Source material —
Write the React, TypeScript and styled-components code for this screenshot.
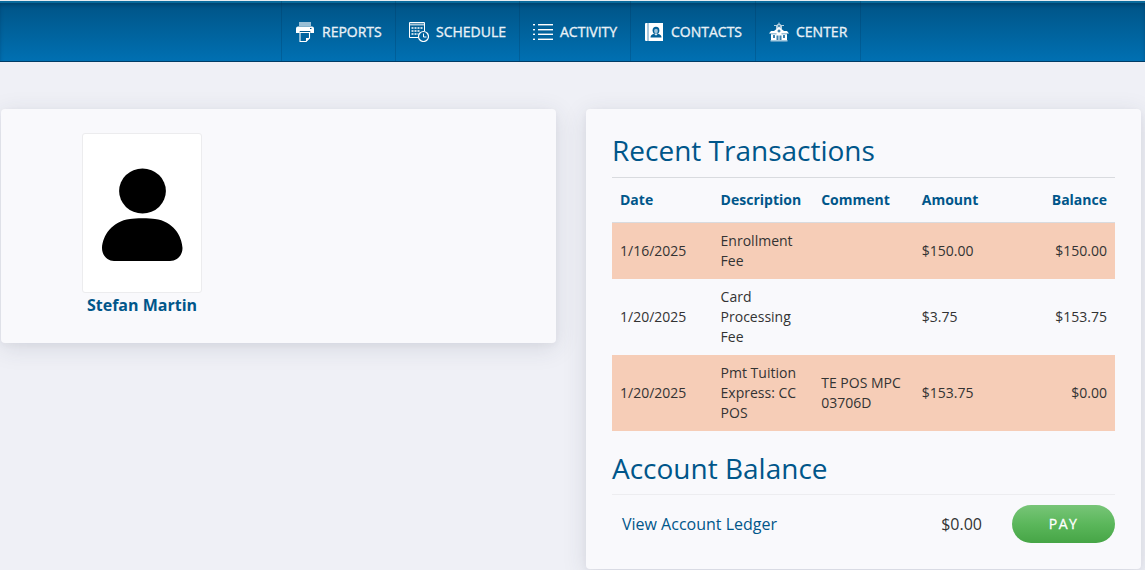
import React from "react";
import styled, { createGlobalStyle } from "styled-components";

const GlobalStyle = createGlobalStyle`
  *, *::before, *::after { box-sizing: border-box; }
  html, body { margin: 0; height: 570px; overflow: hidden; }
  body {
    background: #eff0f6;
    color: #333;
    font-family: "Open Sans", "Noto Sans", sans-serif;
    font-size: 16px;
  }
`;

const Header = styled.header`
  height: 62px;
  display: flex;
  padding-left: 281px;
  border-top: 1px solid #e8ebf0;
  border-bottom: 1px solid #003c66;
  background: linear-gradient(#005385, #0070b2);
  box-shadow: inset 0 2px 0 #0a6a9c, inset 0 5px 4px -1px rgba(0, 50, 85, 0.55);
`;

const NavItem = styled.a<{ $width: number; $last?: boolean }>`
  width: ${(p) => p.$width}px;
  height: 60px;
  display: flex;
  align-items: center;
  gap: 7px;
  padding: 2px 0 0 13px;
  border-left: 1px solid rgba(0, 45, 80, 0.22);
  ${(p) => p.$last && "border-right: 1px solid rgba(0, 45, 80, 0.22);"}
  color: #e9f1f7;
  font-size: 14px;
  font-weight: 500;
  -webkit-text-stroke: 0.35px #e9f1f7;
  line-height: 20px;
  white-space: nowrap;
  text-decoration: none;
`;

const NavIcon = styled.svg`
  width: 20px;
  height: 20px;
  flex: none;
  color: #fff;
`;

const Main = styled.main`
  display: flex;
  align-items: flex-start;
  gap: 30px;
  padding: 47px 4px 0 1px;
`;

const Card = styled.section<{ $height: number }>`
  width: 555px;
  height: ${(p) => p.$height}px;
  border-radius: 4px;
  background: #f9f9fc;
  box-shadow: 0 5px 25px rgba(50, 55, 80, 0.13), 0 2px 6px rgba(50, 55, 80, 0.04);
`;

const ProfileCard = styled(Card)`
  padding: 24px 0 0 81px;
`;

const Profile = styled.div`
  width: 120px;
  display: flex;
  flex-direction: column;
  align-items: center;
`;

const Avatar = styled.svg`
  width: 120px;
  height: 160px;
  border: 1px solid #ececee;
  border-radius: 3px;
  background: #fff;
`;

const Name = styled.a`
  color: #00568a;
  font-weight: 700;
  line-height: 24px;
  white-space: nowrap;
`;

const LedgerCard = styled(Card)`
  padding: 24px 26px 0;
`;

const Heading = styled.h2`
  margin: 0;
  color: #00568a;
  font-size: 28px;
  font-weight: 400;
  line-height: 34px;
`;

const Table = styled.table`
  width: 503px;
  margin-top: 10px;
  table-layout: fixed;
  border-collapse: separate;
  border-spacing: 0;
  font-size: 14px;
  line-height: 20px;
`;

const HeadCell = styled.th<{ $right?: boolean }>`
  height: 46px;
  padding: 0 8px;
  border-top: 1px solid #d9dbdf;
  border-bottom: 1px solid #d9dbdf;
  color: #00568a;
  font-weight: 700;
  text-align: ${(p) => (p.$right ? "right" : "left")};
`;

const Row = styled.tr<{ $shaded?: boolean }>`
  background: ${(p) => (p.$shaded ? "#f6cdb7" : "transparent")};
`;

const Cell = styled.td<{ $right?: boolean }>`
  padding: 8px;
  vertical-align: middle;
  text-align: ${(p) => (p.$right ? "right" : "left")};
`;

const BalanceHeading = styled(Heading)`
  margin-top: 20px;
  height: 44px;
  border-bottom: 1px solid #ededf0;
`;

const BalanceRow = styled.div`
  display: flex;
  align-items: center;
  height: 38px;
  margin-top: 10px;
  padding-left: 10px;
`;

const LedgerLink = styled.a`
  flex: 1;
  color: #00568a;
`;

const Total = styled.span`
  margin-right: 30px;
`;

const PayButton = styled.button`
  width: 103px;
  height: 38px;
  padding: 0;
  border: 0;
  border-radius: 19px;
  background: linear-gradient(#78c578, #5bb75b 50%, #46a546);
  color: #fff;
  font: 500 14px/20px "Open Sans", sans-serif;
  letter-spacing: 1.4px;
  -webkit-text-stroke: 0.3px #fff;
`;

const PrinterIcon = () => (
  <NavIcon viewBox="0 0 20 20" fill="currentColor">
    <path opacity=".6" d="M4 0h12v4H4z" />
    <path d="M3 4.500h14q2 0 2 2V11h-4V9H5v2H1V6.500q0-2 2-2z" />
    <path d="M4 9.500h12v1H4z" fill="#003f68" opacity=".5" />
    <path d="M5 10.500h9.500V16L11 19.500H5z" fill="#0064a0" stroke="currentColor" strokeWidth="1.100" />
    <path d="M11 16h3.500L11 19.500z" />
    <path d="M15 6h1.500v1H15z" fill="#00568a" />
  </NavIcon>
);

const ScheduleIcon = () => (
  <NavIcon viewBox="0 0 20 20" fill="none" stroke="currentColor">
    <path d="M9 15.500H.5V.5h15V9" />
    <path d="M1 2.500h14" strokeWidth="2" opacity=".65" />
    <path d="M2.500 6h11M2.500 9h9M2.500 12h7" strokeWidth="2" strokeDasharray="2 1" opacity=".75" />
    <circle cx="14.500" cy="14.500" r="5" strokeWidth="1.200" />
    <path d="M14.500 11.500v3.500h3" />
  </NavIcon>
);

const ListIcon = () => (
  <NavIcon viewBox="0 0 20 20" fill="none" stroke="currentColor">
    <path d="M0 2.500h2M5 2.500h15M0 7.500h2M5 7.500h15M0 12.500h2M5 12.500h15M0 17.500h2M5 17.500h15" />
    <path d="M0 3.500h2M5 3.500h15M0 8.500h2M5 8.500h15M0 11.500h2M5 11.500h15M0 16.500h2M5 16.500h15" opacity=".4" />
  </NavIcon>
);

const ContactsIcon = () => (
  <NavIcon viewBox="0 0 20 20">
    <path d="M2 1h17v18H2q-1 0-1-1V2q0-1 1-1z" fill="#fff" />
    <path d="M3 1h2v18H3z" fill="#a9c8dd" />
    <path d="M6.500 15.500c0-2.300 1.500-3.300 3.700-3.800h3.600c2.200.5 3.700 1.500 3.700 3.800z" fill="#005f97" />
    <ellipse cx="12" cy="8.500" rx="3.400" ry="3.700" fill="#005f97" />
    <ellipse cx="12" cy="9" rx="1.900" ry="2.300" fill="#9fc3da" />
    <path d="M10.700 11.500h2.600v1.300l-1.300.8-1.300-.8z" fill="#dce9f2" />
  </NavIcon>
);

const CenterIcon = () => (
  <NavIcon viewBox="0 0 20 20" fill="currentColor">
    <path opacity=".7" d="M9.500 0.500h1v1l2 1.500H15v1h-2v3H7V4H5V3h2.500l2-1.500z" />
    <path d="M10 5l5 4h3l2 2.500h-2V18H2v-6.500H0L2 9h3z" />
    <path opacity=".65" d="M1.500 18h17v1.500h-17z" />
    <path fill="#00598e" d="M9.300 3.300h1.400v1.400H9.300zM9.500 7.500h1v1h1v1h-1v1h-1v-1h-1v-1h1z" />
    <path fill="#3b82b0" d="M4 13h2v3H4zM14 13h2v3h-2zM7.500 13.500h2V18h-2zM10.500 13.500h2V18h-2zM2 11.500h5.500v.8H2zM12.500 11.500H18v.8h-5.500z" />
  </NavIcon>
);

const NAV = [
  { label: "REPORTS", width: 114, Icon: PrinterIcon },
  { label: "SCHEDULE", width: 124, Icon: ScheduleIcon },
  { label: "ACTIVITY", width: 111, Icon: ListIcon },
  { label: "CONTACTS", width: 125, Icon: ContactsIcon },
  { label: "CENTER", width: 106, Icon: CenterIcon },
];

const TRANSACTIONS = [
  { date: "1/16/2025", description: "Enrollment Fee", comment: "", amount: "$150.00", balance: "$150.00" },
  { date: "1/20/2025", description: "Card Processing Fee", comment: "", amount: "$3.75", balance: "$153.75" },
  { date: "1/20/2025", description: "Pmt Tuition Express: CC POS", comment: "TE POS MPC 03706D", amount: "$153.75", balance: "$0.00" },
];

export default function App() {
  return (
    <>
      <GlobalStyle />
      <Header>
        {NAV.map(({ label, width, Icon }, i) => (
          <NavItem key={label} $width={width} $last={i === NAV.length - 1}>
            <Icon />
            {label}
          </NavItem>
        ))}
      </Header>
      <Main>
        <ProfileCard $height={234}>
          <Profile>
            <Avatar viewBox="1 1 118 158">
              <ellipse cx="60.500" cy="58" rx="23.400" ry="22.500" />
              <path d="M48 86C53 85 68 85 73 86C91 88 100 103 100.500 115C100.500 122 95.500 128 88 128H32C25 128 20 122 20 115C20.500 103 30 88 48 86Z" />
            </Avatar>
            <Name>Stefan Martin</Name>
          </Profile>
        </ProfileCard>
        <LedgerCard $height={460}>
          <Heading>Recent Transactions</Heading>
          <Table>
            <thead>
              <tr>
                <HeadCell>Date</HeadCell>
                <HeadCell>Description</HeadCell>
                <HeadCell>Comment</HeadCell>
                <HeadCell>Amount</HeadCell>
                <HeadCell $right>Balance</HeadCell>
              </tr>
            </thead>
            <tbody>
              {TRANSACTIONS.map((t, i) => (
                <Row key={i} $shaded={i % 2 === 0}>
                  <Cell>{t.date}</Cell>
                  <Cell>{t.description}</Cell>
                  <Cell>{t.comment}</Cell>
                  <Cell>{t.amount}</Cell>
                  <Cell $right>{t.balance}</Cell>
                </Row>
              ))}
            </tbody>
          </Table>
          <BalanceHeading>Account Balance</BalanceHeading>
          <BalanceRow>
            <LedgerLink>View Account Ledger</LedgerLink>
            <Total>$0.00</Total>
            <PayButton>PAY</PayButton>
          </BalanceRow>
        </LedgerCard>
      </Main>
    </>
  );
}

Your task —
Pull out all lines of the data with the string "React".

Task result —
Write the React, TypeScript and styled-components code for this screenshot.
import React from "react";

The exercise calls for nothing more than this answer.